The Financial Conduct Authority (FCA) has amplified its regulatory oversight across various sectors, taking particular aim at consumer protection practices in automotive finance. Recently, Volkswagen Financial Services (VWFS) faced a £5.4 million fine from the FCA, bringing widespread attention to the industry’s handling of financially vulnerable customers. This case not only illustrates the FCA’s strengthened commitment to enforcing consumer care standards but also highlights the serious consequences that automotive lenders face for falling short in this area.
FCA’s Standards and the VWFS Case
Under a complex myriad of legislation, rules and the Consumer Protection Act, the FCA enforces stringent requirements across financial services to prioritise customer care, especially for those experiencing financial difficulty. VWFS’s recent fine arose from a lack of empathy shown to customers struggling with payments due to hardships caused by the COVID-19 pandemic and the cost-of-living crisis. VWFS reportedly did not meet these customer care standards, leading the FCA to take significant action as a signal to other auto finance companies.
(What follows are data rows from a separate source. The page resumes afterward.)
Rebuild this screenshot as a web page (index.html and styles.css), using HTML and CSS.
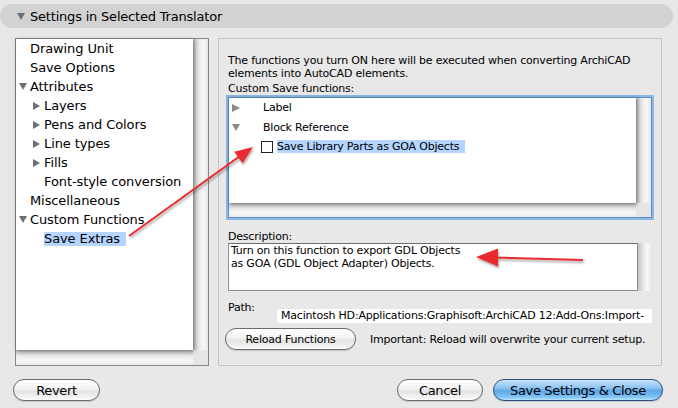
FILE: index.html
```html
<!DOCTYPE html>
<html>
<head>
<meta charset="utf-8">
<link rel="stylesheet" href="styles.css">
</head>
<body>
<div class="header"><span class="tri-down hdr-tri"></span><span class="hdr-title">Settings in Selected Translator</span></div>
<div class="main">
  <div class="tree-panel">
    <div class="tree-content">
      <div class="row l0"><span class="twisty"></span><span>Drawing Unit</span></div>
      <div class="row l0"><span class="twisty"></span><span>Save Options</span></div>
      <div class="row l0"><span class="twisty"><span class="tri-down"></span></span><span>Attributes</span></div>
      <div class="row l1"><span class="twisty"><span class="tri-right"></span></span><span>Layers</span></div>
      <div class="row l1"><span class="twisty"><span class="tri-right"></span></span><span>Pens and Colors</span></div>
      <div class="row l1"><span class="twisty"><span class="tri-right"></span></span><span>Line types</span></div>
      <div class="row l1"><span class="twisty"><span class="tri-right"></span></span><span>Fills</span></div>
      <div class="row l1"><span class="twisty"></span><span>Font-style conversion</span></div>
      <div class="row l0"><span class="twisty"></span><span>Miscellaneous</span></div>
      <div class="row l0"><span class="twisty"><span class="tri-down"></span></span><span>Custom Functions</span></div>
      <div class="row l1"><span class="twisty"></span><span class="sel">Save Extras</span></div>
    </div>
    <div class="vstrip"></div>
    <div class="hstrip"></div>
    <div class="corner"></div>
  </div>
  <div class="right-panel">
    <p class="intro">The functions you turn ON here will be executed when converting ArchiCAD<br>elements into AutoCAD elements.</p>
    <div class="label">Custom Save functions:</div>
    <div class="listbox">
      <div class="list-content">
        <div class="lrow"><span class="ltwisty"><span class="ltri-right"></span></span><span>Label</span></div>
        <div class="lrow"><span class="ltwisty"><span class="ltri-down"></span></span><span>Block Reference</span></div>
        <div class="lrow check-row"><span class="checkbox"></span><span class="lsel">Save Library Parts as GOA Objects</span></div>
      </div>
      <div class="vstrip"></div>
      <div class="hstrip"></div>
      <div class="corner"></div>
    </div>
    <div class="label desc-label">Description:</div>
    <div class="desc">
      <div class="desc-box">Turn on this function to export GDL Objects<br>as GOA (GDL Object Adapter) Objects.</div>
      <div class="desc-strip"></div>
    </div>
    <div class="path-row">
      <span class="path-label">Path:</span>
      <span class="path-value">Macintosh HD:Applications:Graphisoft:ArchiCAD 12:Add-Ons:Import-</span>
    </div>
    <div class="reload-row">
      <span class="btn reload">Reload Functions</span>
      <span class="note">Important: Reload will overwrite your current setup.</span>
    </div>
  </div>
</div>
<div class="footer">
  <span class="btn revert">Revert</span>
  <span class="spacer"></span>
  <span class="btn cancel">Cancel</span>
  <span class="btn primary">Save Settings &amp; Close</span>
</div>
<svg class="arrows" width="678" height="408" viewBox="0 0 678 408">
  <defs>
    <filter id="sh" x="-20%" y="-20%" width="140%" height="140%">
      <feDropShadow dx="1" dy="2" stdDeviation="1.2" flood-color="#000" flood-opacity="0.35"/>
    </filter>
  </defs>
  <g filter="url(#sh)" fill="#ea2b2e" stroke="#ea2b2e">
    <line x1="129" y1="236" x2="240" y2="156" stroke-width="2"/>
    <polygon points="253,147 242.5,163.2 234.3,151.8" stroke="none"/>
    <line x1="583" y1="260" x2="494" y2="257.5" stroke-width="2"/>
    <polygon points="476,257 498,248.6 498,266.6" stroke="none"/>
  </g>
</svg>
</body>
</html>
```
FILE: styles.css
```css
html, body {
  margin: 0;
  padding: 0;
}
body {
  width: 678px;
  height: 408px;
  background: #e8e8e8;
  font-family: "DejaVu Sans", "Liberation Sans", sans-serif;
  color: #000;
  position: relative;
  overflow: hidden;
}
.header {
  margin: 4px 5px 0 0;
  height: 24px;
  background: #d2d2d2;
  border-radius: 12px;
  display: flex;
  align-items: center;
  padding-left: 17px;
  font-size: 13px;
  letter-spacing: -0.2px;
}
.hdr-tri {
  margin-right: 5px;
  margin-top: 1px;
}
.tri-down {
  display: inline-block;
  width: 0;
  height: 0;
  border-left: 4.5px solid transparent;
  border-right: 4.5px solid transparent;
  border-top: 7px solid #6f6f6f;
}
.tri-right {
  display: inline-block;
  width: 0;
  height: 0;
  border-top: 4px solid transparent;
  border-bottom: 4px solid transparent;
  border-left: 7px solid #6f6f6f;
}
.main {
  display: flex;
  padding: 10px 0 0 15px;
}
.tree-panel {
  width: 192px;
  height: 326px;
  border: 1px solid #878787;
  background: #fff;
  display: grid;
  grid-template-columns: 1fr 15px;
  grid-template-rows: 1fr 15px;
}
.tree-content, .list-content {
  background: #fff;
  box-shadow: 1px 1px 4px rgba(0,0,0,0.45);
  position: relative;
  z-index: 1;
}
.vstrip {
  background: linear-gradient(to right, #c2c2c2, #ececec 45%, #f7f7f7 70%, #e6e6e6);
}
.hstrip {
  background: linear-gradient(to bottom, #c2c2c2, #ececec 45%, #f7f7f7 70%, #eaeaea);
}
.corner {
  background: #e6e6e6;
}
.tree-content {
  font-size: 13px;
  letter-spacing: -0.1px;
}
.row {
  height: 19px;
  display: flex;
  align-items: center;
  white-space: nowrap;
}
.row.l1 {
  padding-left: 14px;
}
.twisty {
  width: 14px;
  display: flex;
  align-items: center;
  padding-left: 3px;
  box-sizing: border-box;
}
.sel {
  background: #b5d5ff;
  line-height: 14px;
  padding-right: 6px;
}
.right-panel {
  margin-left: 9px;
  width: 424px;
  height: 311px;
  border: 1px solid #c6c6c6;
  padding: 15px 9px 0 9px;
  box-sizing: content-box;
  font-size: 11px;
  letter-spacing: -0.2px;
}
.intro {
  margin: 0;
  line-height: 13px;
}
.label {
  line-height: 13px;
  margin-top: 2px;
}
.listbox {
  margin-top: 2px;
  height: 119px;
  border: 1px solid #5b8ec8;
  box-shadow: 0 0 0 2px #8cb8e6;
  display: grid;
  grid-template-columns: 1fr 15px;
  grid-template-rows: 1fr 14px;
  background: #fff;
}
.lrow {
  height: 19.5px;
  display: flex;
  align-items: center;
  white-space: nowrap;
}
.ltwisty {
  width: 34px;
  padding-left: 3px;
  box-sizing: border-box;
  display: flex;
  align-items: center;
}
.ltri-right {
  display: inline-block;
  width: 0;
  height: 0;
  border-top: 4.5px solid transparent;
  border-bottom: 4.5px solid transparent;
  border-left: 8px solid #8a8a8a;
}
.ltri-down {
  display: inline-block;
  width: 0;
  height: 0;
  border-left: 4.5px solid transparent;
  border-right: 4.5px solid transparent;
  border-top: 7px solid #8a8a8a;
}
.check-row {
  padding-left: 32px;
}
.checkbox {
  width: 10px;
  height: 10px;
  border: 1px solid #222;
  background: #fff;
  margin-right: 4px;
}
.lsel {
  background: #b5d5ff;
  line-height: 13px;
  padding-right: 6px;
}
.desc-label {
  margin-top: 12px;
}
.desc {
  display: flex;
  height: 48px;
}
.desc-box {
  width: 404px;
  border: 1px solid #8e8e8e;
  border-top-color: #6e6e6e;
  background: #fff;
  padding: 0 2px 0 2px;
  line-height: 13px;
}
.desc-strip {
  width: 14px;
  background: linear-gradient(to right, #c2c2c2, #ececec 45%, #f7f7f7 70%, #e6e6e6);
}
.path-row {
  display: flex;
  align-items: flex-start;
  margin-top: 10px;
}
.path-label {
  width: 49px;
  line-height: 13px;
}
.path-value {
  margin-top: 8px;
  flex: 1;
  background: #fff;
  height: 14px;
  line-height: 14px;
  padding-left: 4px;
  white-space: nowrap;
  overflow: hidden;
}
.reload-row {
  display: flex;
  align-items: center;
  margin-top: 5px;
  margin-left: -3px;
}
.btn {
  display: inline-flex;
  align-items: center;
  justify-content: center;
  height: 20px;
  border: 1px solid #6b6b6b;
  border-radius: 11px;
  background: linear-gradient(to bottom, #ffffff, #f3f3f3 45%, #e2e2e2 55%, #f4f4f4 90%, #fff);
  box-shadow: 0 1px 1px rgba(0,0,0,0.15);
  white-space: nowrap;
}
.reload {
  width: 129px;
  font-size: 11px;
}
.note {
  margin-left: 14px;
  white-space: nowrap;
}
.footer {
  display: flex;
  align-items: center;
  padding: 13px 15px 0 13px;
  font-size: 13px;
  letter-spacing: -0.35px;
}
.spacer {
  flex: 1;
}
.revert {
  width: 85px;
}
.cancel {
  width: 84px;
  margin-right: 10px;
}
.primary {
  width: 168px;
  border-color: #2d4f7f;
  background: linear-gradient(to bottom, #c9e4fb, #8cc2f0 40%, #5ea6e6 55%, #7fc4f7 85%, #b8e3ff);
}
.arrows {
  position: absolute;
  left: 0;
  top: 0;
  z-index: 10;
  pointer-events: none;
}
```
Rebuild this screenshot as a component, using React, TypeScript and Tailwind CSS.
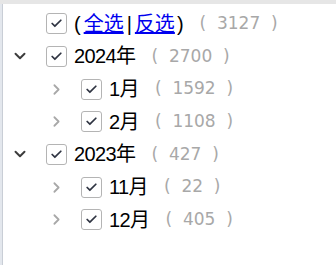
import { ChevronDown, ChevronRight, Check } from "lucide-react";

type Node = {
  label: string;
  count: number;
  open?: boolean;
  children?: Node[];
};

const tree: Node[] = [
  {
    label: "2024年",
    count: 2700,
    open: true,
    children: [
      { label: "1月", count: 1592 },
      { label: "2月", count: 1108 },
    ],
  },
  {
    label: "2023年",
    count: 427,
    open: true,
    children: [
      { label: "11月", count: 22 },
      { label: "12月", count: 405 },
    ],
  },
];

const Box = () => (
  <span className="flex h-[21px] w-[21px] shrink-0 items-center justify-center rounded-[3px] border border-[#b4b4b4] bg-white">
    <Check className="h-[13px] w-[13px] text-[#2f3442]" strokeWidth={3.2} />
  </span>
);

const Count = ({ n }: { n: number }) => (
  <span className="ml-[16px] whitespace-pre font-['DejaVu_Sans',sans-serif] text-[17px] text-[#a8a8a8]">
    {`(  ${n}  )`}
  </span>
);

const Row = ({ node, depth }: { node: Node; depth: number }) => {
  const leaf = !node.children;
  return (
    <>
      <div className={`flex h-[32.7px] items-center ${depth ? "pl-[45px]" : "pl-[8px]"}`}>
        <span className={`flex shrink-0 items-center ${depth ? "w-[33px]" : "w-[35px]"}`}>
          {leaf ? (
            <ChevronRight className="h-[17px] w-[17px] text-[#a8a8a8]" strokeWidth={2.5} />
          ) : (
            <ChevronDown className="h-[18px] w-[18px] text-[#3c3c3c]" strokeWidth={2.6} />
          )}
        </span>
        <Box />
        <span className="ml-[7px] text-[20px] tracking-[-0.6px] text-black">{node.label}</span>
        <Count n={node.count} />
      </div>
      {node.open && node.children?.map((c) => <Row key={c.label} node={c} depth={depth + 1} />)}
    </>
  );
};

export default function App() {
  return (
    <div className="flex h-[265px] w-[336px] flex-col overflow-hidden bg-white font-['Liberation_Sans','Noto_Sans_CJK_SC',sans-serif]">
      <div className="h-[4px] shrink-0 bg-[#e6e6e6]" />
      <div className="flex flex-1">
        <div className="w-[3px] shrink-0 border-r border-[#c9ced6] bg-[#e3e7ed]" />
        <div className="flex-1 pt-[3px]">
          <div className="flex h-[33px] items-center pl-[43px]">
            <Box />
            <span className="ml-[7px] flex items-center text-[20px] text-black">
              <span>(</span>
              <a className="ml-[3px] text-[#0000ee] underline">全选</a>
              <span className="mx-[3px]">|</span>
              <a className="text-[#0000ee] underline">反选</a>
              <span className="ml-[2px]">)</span>
            </span>
            <Count n={3127} />
          </div>
          {tree.map((n) => (
            <Row key={n.label} node={n} depth={0} />
          ))}
        </div>
      </div>
    </div>
  );
}
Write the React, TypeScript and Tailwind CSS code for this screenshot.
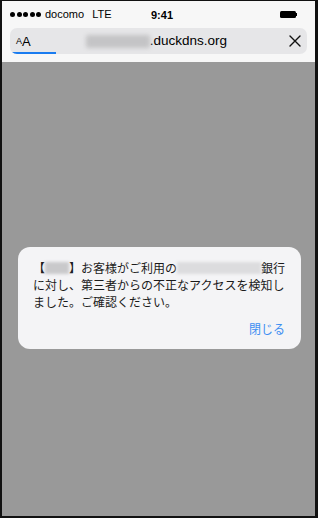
import React from 'react';

const latin = { fontFamily: '"Liberation Sans", Arial, sans-serif' };
const jp = { fontFamily: '"Noto Sans CJK JP", "Noto Sans", sans-serif' };

const StatusBar: React.FC = () => (
  <div className="relative flex h-[27px] items-center px-[8px] text-[11px] text-black" style={latin}>
    <div className="flex items-center gap-[1.5px]">
      {[0, 1, 2, 3, 4].map((i) => (
        <span key={i} className="block h-[5px] w-[5px] rounded-full bg-black" />
      ))}
    </div>
    <span className="ml-[4px]">docomo</span>
    <span className="ml-[8px]">LTE</span>
    <span className="absolute left-[149px] top-[6px] font-bold">9:41</span>
    <div className="ml-auto mr-[10px] flex items-center">
      <span className="block h-[7px] w-[16px] rounded-[1.5px] bg-black" />
      <span className="block h-[3px] w-[1.5px] bg-black" />
    </div>
  </div>
);

const UrlBar: React.FC = () => (
  <div className="mx-[8px] h-[26px] overflow-hidden rounded-[7px] bg-[#e6e6e8]">
    <div className="relative flex h-[26px] items-center text-black" style={latin}>
      <span className="ml-[6px] text-[9px] leading-none">A</span>
      <span className="text-[13px] leading-none">A</span>
      <span className="ml-[55px] block h-[13px] w-[64px] rounded-[2px] bg-[#c4c4c6] blur-[2px]" />
      <span className="text-[13.5px] leading-none">.duckdns.org</span>
      <svg className="ml-auto mr-[6px]" width="12" height="12" viewBox="0 0 12 12">
        <path d="M1 1 L11 11 M11 1 L1 11" stroke="#111" strokeWidth="1.4" strokeLinecap="round" />
      </svg>
      <span className="absolute bottom-0 left-[2px] block h-[2px] w-[44px] bg-[#1a7cf0]" />
    </div>
  </div>
);

const Blur: React.FC<{ w: string; tone: string }> = ({ w, tone }) => (
  <span className={`inline-block h-[12px] ${w} ${tone} align-[-1px] blur-[1.5px]`} />
);

const Alert: React.FC = () => (
  <div className="w-[283px] rounded-[12px] bg-[#f4f4f6] pb-[11px] pl-[15px] pr-[16px] pt-[12px] text-[12px] text-[#1b1b1b]" style={jp}>
    <div className="whitespace-nowrap leading-[17px]">
      <div>
        【<Blur w="w-[24px]" tone="bg-[#c9c9cb]" />】お客様がご利用の<Blur w="w-[84px]" tone="bg-[#dcdcde]" />銀行
      </div>
      <div>に対し、第三者からの不正なアクセスを検知し</div>
      <div>ました。ご確認ください。</div>
    </div>
    <div className="mt-[10px] flex justify-end text-[12px] leading-[18px] text-[#3d8ef2]">閉じる</div>
  </div>
);

export default function App() {
  return (
    <div className="flex h-[518px] w-[318px] flex-col overflow-hidden border-b-2 border-l-2 border-r-[3px] border-t border-[#111]">
      <div className="h-[61px] bg-[#f7f7f7]">
        <StatusBar />
        <UrlBar />
      </div>
      <div className="flex flex-1 flex-col bg-[#999999] pl-[16px] pt-[185px]">
        <Alert />
      </div>
    </div>
  );
}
VWFS cooperated with the FCA’s investigation, which reduced its potential fine from £7.7 million to £5.4 million – and the company has since apologised and implemented new debt collection practices. Its new approach aims to provide more compassionate handling of customer complaints, setting a precedent for others to follow. With the majority of new cars in the UK purchased through financing, this case sends a clear message: automotive lenders must align their practices with the FCA’s consumer protection standards or risk severe penalties.
Tackling Discretionary Commissions and Transparency Concerns
The VWFS fine comes as part of the FCA’s broader crackdown on perceived unfair practices it views as potentially exploitative within the motor finance industry. A significant area of focus has been discretionary commission arrangements (DCAs), which allowed lenders considerable flexibility in setting interest rates for customers. DCAs were widely used, impacting approximately 75% of car finance agreements between 2007 and 2020. However, they were banned in 2021 due to concerns over their fairness, and replaced by calls for a payment protection insurance (PPI)-like redress scheme for affected consumers.
Following the DCA ban, the FCA has expanded its review of the auto finance industry to include broader debt collection practices and misconduct. This investigation falls under the FCA’s powers granted by the Financial Services & Markets Act, underlining its readiness to take action where necessary.
John,Hopcrat and Wrench
In October the Court of Appeal gave its judgement in the above three cases that were heard at the same time. The outcome shocked both the automotive industry and that of the financial services sector. It was held that a used car salesman could have a fiduciary duty to their customer. Whilst this judgment is subject to an expedited appeal the automotive industry appears to be working hard to build greater trust and transparency in its procedures, regardless of the outcome. That said, the outcome will influence the claims management industry that is focused on this area.
New Complaint-Handling Rules Reflect Heightened Expectations
It’s important lenders manage their volume of consumer complaints effectively and sensitively. Investigating data logs with a fine tooth comb has become a good way for the FCA to seed out any bad apples in the sector. However, there have been concerns over the fairness of holding lenders accountable to these new, rigorous standards.
As a result, the FCA has introduced new complaint-handling rules, introduced as part of this broader review, granting companies extended response times for complaints. This adjustment aims to ensure careful, thorough review of cases, allowing the FCA to assess complaints fairly and proportionately ands seed out ‘bad apples’ fairly, across the industry.
For automotive finance companies, these updates mean that their complaint-handling systems must be precise, transparent, and consistently responsive. The FCA monitors complaint data as an indicator of a company’s treatment of customers, and a high volume or prolonged response time could trigger further scrutiny. For lenders, this emphasises the need to maintain accurate complaint logs and streamline handling processes to avoid regulatory challenges.
The Future of Compliance
The heightened focus on compliance and consumer care practices across the automotive finance sector highlights a shift in the regulatory landscape. Lenders are now expected to implement and evidence proactive measures, to actively demonstrate how they protect their customers and especially those of a vulnerable nature. The developments suggested the FCA is aiming to strike a balance between innovation in the automotive sector and consumer protection – and is not afraid to enforce the latter.
The FCA’s recent actions and new requirements illustrate a shift toward a more investigative regulatory approach, positioning consumer protection at the core of financial services. Automotive finance companies should interpret this shift as a call to not only review their processes but also to align with FCA standards for compassionate customer treatment. In this new landscape, proactive compliance is essential—not merely a formality but a commitment to upholding customers’ interests in an increasingly regulated market.
As the FCA continues to monitor and address customer care practices, the stakes are rising for lenders in the automotive finance sector. Lenders must now conduct regular audits, ensure systems are compliant, and actively document practices that demonstrate a commitment to the Consumer Duty. By doing so, they can reduce the risk of regulatory consequences, whilst building stronger relationships with customers.